On 10 March 2010 14:08, Liam Proven <lproven at gmail.com> wrote:

> Disclaimer: I'm selling Linux computers to end-users at the moment,
> but I think that what people ask and expect of computers today is fair
> enough. "The printer works" actually means "I take it out of the box,
> I plug it in and I can print". Nothing more must be required of the
> user - no manual installation, compiling drivers, re-assigning
> different models or anything. No user intervention past plugging in
> the cable is the standard to go for here.
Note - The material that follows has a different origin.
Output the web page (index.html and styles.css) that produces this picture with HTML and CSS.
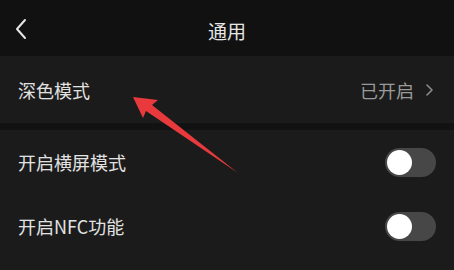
FILE: index.html
```html
<!DOCTYPE html>
<html lang="zh">
<head>
<meta charset="utf-8">
<link rel="stylesheet" href="styles.css">
</head>
<body>
<div class="page">
  <header class="header">
    <svg class="back" width="14" height="22" viewBox="0 0 14 22"><path d="M11 2 L3 11 L11 20" fill="none" stroke="#e6e6e6" stroke-width="2" stroke-linecap="round" stroke-linejoin="round"/></svg>
    <div class="title">通用</div>
  </header>
  <div class="row row-first">
    <span class="label">深色模式</span>
    <span class="value">已开启<svg class="chev" width="10" height="14" viewBox="0 0 10 14"><path d="M3 2 L8 7 L3 12" fill="none" stroke="#8a8a8a" stroke-width="1.6" stroke-linecap="round" stroke-linejoin="round"/></svg></span>
  </div>
  <div class="sep"></div>
  <div class="row">
    <span class="label">开启横屏模式</span>
    <span class="toggle"><span class="knob"></span></span>
  </div>
  <div class="row">
    <span class="label">开启NFC功能</span>
    <span class="toggle"><span class="knob"></span></span>
  </div>
  <svg class="arrow" width="454" height="270" viewBox="0 0 454 270"><polygon points="133,97 158,100 152,105 238,173 146,111 143,118" fill="#e83a3c"/></svg>
</div>
</body>
</html>
```
FILE: styles.css
```css
html, body {
  margin: 0;
  padding: 0;
  background: #1b1b1b;
}
.page {
  position: relative;
  width: 454px;
  height: 270px;
  overflow: hidden;
  font-family: "Noto Sans CJK SC", "Noto Sans", sans-serif;
  color: #e2e2e2;
  background: #1b1b1b;
}
.header {
  position: relative;
  height: 56px;
  background: #111111;
  display: flex;
  align-items: center;
  justify-content: center;
}
.back {
  position: absolute;
  left: 14px;
  top: 18px;
}
.title {
  font-size: 19px;
  margin-top: 4px;
  color: #e6e6e6;
}
.row {
  height: 64px;
  display: flex;
  align-items: center;
  justify-content: space-between;
  padding: 0 18px;
  background: #1b1b1b;
}
.row-first {
  height: 67px;
}
.label {
  font-size: 18px;
  color: #e2e2e2;
}
.value {
  display: flex;
  align-items: center;
  gap: 10px;
  font-size: 18px;
  color: #9a9a9a;
  margin-right: 2px;
}
.sep {
  height: 7px;
  background: #121212;
}
.toggle {
  width: 51px;
  height: 29px;
  border-radius: 15px;
  background: #474747;
  display: flex;
  align-items: center;
  padding-left: 2px;
  box-sizing: border-box;
}
.knob {
  width: 25px;
  height: 25px;
  border-radius: 50%;
  background: #ffffff;
}
.arrow {
  position: absolute;
  left: 0;
  top: 0;
}
```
Yeah. CUPS is *mostly* good here, except of course that the business
model for printers is "disposable piece of garbage that uses our
expensive cartridges."


>> Lastly, I wouldn't use a laser printer to print a photo if you paid me
>> for it - the colours are horrid, which is why big expensive "plotters"
>> are always ink.

> Horses for courses.
> Inkjets may give better print quality for photos, but they cost a bomb
> to run. Lasers are relatively cheap.


I bought a lovely six-colour Epson inkjet specifically for lovely
photos, fully aware of the running costs. Of course, the thing's
broken now (paper feeder doesn't work) 'cos it was cheap plastic
rubbish. Good for a few years, though.

At work we have a four-colour HP laser (which works straight out of
CUPS in Ubuntu 9.10) which does really quite nice photos. Not as good
as an inkjet at its best, but certainly not "horrid" by any stretch.
Mind you, said laser is huge and expensive and doubles as a
photocopier and scanner and is definitely built to take a beating in
an office setting.


- d.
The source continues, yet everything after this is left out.